Direction
Using the listing below, please gather every line containing the word "that".

Provided data
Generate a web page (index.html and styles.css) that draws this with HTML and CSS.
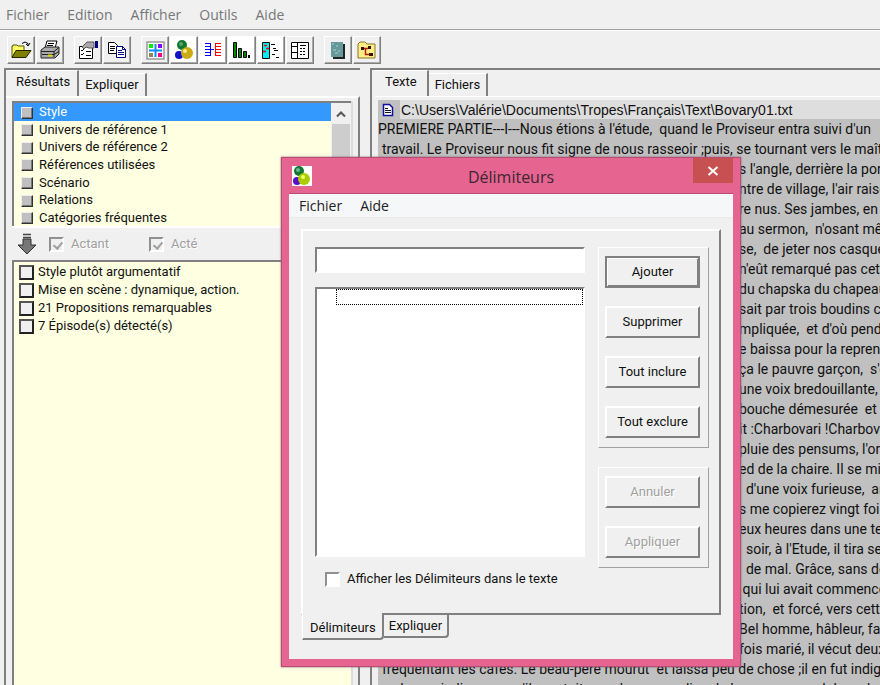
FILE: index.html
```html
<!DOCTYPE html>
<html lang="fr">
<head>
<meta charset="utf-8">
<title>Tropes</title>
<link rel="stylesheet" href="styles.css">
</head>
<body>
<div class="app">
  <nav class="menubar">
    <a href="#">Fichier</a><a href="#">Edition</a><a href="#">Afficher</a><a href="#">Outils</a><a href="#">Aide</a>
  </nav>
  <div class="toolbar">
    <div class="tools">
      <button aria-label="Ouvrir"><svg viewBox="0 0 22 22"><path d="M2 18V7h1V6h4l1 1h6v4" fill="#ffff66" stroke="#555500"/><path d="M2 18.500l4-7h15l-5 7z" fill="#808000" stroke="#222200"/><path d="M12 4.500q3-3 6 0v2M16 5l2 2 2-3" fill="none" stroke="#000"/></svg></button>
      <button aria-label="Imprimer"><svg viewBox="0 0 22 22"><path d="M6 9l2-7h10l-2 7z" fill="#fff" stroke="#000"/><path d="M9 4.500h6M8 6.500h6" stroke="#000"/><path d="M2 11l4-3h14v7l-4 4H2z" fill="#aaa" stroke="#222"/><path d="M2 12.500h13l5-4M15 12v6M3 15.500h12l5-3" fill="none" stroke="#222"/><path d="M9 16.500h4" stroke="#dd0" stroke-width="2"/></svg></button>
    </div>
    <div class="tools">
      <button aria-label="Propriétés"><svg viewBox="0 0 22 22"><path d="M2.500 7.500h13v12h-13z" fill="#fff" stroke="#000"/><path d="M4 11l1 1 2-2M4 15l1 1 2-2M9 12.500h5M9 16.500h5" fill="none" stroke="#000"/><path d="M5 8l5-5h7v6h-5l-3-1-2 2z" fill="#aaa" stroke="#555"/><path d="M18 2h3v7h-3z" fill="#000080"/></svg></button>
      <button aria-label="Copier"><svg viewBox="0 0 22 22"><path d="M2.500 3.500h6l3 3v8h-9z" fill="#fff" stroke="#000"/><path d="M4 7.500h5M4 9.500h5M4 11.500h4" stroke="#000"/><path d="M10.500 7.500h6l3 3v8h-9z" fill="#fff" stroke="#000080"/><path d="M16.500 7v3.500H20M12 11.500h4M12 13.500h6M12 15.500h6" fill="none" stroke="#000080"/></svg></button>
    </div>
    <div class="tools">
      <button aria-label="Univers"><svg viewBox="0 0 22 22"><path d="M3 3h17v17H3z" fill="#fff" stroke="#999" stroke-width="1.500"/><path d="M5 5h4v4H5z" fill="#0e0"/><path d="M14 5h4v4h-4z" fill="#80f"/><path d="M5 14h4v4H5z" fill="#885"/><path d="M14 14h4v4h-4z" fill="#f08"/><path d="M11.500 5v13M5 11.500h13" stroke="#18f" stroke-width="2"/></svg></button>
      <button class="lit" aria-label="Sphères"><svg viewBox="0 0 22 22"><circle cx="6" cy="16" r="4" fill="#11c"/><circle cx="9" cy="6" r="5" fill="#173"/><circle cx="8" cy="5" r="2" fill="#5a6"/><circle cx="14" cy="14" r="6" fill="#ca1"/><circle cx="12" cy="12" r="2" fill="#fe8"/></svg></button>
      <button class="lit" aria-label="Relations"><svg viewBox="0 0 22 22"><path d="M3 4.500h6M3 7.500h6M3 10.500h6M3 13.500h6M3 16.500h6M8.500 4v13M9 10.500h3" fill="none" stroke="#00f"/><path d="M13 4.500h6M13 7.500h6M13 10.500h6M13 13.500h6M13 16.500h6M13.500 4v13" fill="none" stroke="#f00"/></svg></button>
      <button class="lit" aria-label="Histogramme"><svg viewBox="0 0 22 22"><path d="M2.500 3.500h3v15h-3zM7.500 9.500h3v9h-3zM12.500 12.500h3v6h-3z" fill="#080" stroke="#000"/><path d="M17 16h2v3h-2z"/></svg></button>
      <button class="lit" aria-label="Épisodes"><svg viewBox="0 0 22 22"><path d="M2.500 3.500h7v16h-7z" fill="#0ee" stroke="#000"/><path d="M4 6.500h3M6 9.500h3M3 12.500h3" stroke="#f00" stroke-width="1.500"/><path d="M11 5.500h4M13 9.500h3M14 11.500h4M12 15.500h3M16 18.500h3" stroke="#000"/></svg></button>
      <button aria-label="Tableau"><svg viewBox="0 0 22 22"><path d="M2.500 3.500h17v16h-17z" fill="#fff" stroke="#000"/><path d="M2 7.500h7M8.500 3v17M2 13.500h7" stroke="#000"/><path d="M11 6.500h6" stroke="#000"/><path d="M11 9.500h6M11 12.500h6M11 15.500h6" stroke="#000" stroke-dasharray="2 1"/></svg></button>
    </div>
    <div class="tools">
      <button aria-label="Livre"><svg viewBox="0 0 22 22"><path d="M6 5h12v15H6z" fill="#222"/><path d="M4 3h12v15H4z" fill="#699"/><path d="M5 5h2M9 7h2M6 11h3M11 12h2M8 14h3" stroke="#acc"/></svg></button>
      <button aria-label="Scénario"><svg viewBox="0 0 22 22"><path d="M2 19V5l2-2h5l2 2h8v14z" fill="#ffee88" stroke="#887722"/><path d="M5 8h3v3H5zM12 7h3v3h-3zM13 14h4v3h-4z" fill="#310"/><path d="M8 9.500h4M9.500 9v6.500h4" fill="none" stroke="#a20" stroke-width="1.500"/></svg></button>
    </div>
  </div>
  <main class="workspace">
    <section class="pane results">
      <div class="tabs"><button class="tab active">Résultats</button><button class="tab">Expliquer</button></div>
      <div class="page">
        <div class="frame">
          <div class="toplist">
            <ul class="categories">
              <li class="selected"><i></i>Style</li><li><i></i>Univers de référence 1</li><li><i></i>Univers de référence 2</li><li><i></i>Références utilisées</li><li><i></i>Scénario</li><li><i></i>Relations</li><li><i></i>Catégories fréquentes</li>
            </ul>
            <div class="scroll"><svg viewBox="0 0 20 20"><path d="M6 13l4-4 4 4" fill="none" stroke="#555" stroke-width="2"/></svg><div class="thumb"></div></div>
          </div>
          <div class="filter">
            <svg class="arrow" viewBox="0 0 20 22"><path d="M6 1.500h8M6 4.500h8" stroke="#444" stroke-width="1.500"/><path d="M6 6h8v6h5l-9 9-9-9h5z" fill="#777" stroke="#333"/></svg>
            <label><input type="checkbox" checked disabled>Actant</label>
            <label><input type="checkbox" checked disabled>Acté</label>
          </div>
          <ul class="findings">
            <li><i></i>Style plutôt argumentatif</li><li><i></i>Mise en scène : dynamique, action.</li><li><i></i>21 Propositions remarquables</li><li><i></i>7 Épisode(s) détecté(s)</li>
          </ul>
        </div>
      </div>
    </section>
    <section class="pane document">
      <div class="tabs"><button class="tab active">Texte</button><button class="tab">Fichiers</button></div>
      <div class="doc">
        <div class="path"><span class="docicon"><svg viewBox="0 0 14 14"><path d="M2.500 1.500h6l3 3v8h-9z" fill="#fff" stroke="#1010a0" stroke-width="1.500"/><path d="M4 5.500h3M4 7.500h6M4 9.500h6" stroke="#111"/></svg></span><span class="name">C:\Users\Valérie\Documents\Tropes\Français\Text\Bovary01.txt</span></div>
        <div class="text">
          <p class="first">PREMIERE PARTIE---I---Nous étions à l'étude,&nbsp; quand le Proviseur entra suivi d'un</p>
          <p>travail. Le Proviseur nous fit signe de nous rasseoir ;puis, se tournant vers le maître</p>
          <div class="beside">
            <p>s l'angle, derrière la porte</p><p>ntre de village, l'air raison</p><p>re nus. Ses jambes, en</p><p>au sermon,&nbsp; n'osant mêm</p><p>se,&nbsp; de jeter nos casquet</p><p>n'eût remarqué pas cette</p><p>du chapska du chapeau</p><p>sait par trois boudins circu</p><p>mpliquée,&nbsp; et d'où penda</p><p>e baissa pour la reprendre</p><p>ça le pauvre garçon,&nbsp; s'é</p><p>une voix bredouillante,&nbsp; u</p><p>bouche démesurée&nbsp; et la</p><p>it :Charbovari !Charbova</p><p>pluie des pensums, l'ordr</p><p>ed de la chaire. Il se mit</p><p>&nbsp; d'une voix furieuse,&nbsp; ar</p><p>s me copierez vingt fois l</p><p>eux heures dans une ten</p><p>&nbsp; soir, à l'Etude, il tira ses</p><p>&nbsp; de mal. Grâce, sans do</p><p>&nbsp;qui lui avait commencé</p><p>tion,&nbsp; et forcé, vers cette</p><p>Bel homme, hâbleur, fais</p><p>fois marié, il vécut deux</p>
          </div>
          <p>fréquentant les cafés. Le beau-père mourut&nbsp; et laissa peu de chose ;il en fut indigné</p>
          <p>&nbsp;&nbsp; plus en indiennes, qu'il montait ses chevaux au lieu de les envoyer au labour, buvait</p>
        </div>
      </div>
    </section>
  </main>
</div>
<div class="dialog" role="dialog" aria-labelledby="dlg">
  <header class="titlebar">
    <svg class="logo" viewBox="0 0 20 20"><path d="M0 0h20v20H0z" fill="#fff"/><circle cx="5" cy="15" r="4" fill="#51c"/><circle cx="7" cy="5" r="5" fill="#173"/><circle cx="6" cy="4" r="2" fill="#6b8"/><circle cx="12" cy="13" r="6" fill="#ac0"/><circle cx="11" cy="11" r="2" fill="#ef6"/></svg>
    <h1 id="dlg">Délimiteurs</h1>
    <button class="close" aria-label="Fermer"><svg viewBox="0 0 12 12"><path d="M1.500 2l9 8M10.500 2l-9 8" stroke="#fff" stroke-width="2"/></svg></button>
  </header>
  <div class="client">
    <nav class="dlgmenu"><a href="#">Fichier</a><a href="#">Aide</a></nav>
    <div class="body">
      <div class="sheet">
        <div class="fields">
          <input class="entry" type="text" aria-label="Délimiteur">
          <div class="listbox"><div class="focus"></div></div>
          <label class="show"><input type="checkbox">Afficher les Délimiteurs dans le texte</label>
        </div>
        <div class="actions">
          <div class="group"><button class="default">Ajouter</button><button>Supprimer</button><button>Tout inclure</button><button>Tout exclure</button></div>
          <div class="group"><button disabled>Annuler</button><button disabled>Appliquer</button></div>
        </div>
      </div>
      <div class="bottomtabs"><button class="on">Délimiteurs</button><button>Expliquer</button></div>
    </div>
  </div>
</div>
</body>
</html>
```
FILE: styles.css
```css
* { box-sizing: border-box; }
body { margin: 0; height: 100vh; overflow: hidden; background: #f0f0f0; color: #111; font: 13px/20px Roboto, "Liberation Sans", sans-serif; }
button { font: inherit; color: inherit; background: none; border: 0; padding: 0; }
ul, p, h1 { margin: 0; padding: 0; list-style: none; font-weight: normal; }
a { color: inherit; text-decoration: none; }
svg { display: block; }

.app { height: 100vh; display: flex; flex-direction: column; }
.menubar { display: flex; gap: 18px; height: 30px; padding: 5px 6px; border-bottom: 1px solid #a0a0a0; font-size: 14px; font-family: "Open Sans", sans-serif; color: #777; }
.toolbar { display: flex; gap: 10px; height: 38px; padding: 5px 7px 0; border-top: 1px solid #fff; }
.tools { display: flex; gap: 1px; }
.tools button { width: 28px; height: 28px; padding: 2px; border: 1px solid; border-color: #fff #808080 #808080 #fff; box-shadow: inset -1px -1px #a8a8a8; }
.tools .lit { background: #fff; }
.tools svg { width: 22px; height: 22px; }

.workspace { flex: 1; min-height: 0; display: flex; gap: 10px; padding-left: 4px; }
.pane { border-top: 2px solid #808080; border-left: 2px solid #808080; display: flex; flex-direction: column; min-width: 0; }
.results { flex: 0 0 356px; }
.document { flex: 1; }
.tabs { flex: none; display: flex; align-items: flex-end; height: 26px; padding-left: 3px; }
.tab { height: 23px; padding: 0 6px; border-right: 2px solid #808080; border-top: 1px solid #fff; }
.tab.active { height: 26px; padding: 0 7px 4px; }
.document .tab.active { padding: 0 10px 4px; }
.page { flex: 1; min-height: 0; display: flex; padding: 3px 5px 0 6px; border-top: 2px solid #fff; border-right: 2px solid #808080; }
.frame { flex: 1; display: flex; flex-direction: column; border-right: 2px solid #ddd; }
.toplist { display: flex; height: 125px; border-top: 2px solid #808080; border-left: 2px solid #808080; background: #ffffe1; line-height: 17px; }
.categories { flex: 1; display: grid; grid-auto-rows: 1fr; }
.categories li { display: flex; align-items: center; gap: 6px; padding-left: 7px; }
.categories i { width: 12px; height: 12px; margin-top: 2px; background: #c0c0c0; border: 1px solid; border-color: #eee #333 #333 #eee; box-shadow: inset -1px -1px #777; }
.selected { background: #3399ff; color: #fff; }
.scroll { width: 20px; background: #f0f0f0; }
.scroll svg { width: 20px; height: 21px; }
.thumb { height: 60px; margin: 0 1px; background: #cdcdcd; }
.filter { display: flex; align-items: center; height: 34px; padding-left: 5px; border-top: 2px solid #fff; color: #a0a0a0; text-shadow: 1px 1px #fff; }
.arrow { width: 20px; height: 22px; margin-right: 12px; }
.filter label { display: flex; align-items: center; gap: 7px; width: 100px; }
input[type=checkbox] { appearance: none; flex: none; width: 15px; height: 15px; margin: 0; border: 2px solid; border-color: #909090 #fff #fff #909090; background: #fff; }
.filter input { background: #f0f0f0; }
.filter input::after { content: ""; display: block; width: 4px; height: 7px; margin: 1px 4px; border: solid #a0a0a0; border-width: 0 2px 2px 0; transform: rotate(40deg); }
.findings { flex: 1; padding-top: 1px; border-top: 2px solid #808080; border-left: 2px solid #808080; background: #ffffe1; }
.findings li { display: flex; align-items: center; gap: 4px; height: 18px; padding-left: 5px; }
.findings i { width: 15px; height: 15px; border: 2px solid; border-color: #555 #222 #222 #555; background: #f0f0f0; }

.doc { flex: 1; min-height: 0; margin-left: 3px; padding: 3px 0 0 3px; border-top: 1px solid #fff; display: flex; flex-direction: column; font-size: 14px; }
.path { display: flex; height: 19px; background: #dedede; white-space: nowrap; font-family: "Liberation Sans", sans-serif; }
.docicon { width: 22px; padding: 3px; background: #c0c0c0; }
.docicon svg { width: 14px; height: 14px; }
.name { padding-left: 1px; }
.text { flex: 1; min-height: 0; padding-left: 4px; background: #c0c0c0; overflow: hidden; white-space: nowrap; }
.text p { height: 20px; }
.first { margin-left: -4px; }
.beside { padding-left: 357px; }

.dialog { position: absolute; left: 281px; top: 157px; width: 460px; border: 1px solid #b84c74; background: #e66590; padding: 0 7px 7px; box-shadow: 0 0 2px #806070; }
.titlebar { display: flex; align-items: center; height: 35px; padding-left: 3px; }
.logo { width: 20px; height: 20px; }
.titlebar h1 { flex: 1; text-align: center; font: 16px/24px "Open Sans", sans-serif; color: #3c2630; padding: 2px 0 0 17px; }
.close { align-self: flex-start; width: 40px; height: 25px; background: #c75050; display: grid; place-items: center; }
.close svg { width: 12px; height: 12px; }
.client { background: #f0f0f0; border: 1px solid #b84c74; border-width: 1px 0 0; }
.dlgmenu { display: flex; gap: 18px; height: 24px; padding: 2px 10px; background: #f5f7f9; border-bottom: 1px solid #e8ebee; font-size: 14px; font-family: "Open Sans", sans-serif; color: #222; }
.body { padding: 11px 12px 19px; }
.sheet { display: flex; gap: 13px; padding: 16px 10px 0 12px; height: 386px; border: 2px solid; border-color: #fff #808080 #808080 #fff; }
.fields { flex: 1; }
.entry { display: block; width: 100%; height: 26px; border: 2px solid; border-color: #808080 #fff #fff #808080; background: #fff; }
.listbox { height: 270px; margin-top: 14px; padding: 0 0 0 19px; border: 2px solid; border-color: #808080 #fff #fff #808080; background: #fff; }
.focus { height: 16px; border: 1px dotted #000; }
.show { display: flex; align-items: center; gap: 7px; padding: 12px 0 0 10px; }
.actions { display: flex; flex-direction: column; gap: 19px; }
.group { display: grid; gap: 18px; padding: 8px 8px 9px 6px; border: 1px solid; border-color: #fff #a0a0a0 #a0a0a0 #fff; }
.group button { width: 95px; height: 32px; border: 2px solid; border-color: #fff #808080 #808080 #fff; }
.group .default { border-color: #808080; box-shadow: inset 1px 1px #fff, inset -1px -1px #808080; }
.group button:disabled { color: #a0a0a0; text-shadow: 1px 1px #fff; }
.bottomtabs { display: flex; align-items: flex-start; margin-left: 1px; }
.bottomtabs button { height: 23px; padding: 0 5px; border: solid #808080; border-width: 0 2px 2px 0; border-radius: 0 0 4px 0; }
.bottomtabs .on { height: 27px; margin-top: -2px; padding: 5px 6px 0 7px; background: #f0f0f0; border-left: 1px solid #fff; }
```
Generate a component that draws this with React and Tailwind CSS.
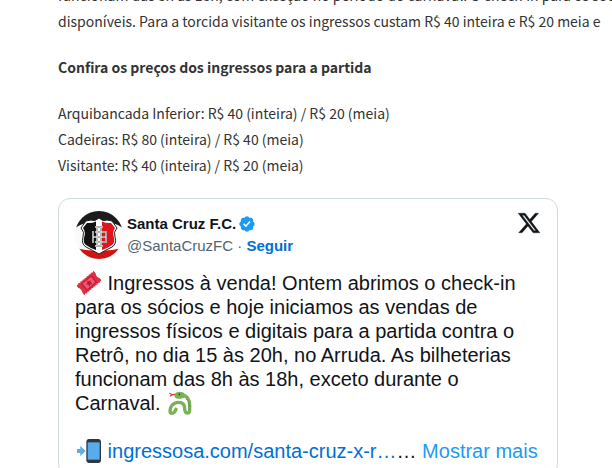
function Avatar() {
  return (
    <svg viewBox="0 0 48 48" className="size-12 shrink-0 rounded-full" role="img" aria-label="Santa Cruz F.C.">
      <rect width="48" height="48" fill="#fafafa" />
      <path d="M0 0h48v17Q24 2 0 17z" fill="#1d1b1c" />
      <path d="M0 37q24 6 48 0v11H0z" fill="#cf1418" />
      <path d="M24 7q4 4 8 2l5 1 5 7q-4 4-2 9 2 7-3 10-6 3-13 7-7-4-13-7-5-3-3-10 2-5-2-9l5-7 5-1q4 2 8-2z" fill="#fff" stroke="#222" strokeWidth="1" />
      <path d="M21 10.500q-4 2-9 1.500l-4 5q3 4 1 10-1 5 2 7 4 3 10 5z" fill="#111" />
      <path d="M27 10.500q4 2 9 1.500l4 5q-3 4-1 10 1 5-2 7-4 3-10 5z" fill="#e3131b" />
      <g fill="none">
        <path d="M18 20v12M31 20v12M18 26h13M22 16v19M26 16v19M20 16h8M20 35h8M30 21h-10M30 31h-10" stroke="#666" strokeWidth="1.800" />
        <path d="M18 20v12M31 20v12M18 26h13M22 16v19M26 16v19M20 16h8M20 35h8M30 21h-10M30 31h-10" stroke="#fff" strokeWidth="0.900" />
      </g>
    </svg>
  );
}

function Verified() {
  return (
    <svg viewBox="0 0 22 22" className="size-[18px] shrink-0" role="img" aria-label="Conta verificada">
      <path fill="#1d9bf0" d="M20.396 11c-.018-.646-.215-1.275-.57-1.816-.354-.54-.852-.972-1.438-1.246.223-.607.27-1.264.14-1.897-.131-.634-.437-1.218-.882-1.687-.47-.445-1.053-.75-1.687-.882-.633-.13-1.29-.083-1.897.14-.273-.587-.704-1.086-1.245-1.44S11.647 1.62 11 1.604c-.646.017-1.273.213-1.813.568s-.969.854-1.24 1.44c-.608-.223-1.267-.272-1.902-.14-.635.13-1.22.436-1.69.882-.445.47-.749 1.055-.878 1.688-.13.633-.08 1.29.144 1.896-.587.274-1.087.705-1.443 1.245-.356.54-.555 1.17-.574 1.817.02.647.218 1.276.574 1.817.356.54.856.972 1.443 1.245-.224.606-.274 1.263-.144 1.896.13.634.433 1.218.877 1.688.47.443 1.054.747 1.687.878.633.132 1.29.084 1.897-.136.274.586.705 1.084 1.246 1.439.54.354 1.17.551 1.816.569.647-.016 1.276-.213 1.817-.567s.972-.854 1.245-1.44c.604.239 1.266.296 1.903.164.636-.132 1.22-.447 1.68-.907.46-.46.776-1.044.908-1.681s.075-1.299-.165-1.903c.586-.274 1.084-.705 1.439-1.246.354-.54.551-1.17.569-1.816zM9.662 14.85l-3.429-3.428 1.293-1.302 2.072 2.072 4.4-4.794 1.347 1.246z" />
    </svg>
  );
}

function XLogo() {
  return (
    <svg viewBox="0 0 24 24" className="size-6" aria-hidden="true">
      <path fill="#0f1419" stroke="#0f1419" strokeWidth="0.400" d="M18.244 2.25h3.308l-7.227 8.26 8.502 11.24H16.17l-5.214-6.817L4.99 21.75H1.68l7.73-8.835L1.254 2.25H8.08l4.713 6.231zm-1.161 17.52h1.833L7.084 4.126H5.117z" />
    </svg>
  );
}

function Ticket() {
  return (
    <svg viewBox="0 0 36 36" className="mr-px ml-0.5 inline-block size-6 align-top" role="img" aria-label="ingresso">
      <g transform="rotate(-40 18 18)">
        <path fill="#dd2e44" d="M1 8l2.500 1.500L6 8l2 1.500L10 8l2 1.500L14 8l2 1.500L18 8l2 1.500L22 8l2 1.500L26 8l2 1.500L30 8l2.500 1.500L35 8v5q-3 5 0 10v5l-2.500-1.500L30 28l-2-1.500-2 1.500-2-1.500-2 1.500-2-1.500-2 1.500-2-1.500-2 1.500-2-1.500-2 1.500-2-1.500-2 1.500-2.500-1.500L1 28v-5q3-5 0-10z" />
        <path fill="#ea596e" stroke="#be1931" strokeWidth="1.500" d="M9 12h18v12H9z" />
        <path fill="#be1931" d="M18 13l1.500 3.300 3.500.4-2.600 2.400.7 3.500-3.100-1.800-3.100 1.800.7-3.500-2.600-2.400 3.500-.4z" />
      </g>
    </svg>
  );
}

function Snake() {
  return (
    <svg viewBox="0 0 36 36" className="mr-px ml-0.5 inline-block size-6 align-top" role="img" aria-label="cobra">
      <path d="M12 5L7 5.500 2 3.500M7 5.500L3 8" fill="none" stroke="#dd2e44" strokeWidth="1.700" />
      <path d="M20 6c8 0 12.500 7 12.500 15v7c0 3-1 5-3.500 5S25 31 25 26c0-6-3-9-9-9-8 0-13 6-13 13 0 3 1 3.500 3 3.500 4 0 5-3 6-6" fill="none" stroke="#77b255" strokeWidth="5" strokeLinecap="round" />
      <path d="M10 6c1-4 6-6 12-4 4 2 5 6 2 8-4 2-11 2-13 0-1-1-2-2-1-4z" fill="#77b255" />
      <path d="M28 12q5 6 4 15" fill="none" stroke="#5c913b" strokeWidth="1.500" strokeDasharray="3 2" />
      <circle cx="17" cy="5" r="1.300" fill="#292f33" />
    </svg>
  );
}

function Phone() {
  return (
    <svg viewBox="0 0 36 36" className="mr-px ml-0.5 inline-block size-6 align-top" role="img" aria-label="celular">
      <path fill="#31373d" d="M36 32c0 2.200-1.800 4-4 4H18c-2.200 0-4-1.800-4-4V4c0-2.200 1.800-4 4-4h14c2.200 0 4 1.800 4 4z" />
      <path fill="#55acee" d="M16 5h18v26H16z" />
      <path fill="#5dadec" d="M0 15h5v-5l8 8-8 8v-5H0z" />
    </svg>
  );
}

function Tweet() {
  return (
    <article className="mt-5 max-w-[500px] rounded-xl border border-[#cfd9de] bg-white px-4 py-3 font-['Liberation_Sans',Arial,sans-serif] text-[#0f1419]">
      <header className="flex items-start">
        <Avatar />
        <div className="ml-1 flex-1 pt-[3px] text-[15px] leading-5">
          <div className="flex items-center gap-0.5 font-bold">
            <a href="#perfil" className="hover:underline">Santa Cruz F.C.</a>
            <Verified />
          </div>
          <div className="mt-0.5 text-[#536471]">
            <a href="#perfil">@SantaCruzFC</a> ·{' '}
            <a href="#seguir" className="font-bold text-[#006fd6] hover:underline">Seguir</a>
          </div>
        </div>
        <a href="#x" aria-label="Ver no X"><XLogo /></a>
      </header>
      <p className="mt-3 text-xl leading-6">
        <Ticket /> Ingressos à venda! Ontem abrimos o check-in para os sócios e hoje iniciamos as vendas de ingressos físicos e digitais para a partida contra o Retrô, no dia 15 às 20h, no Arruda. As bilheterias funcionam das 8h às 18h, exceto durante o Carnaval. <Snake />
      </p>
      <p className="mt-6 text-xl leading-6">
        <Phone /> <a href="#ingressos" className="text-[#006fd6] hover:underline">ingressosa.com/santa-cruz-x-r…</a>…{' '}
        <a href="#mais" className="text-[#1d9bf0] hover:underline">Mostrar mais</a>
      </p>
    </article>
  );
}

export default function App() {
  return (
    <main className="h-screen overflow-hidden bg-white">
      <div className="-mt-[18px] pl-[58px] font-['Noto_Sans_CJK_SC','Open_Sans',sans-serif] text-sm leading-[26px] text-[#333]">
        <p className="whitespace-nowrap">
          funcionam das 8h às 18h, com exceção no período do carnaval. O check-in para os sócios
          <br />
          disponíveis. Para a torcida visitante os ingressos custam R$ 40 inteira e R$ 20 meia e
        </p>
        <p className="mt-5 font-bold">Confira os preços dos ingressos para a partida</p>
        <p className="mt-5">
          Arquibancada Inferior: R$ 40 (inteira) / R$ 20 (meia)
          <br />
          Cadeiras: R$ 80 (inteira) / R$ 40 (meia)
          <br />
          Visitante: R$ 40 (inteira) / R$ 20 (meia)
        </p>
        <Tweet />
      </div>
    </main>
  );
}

Answer to this task
Generate a web page (index.html and styles.css) that draws this with HTML and CSS.
Generate a component that draws this with React and Tailwind CSS.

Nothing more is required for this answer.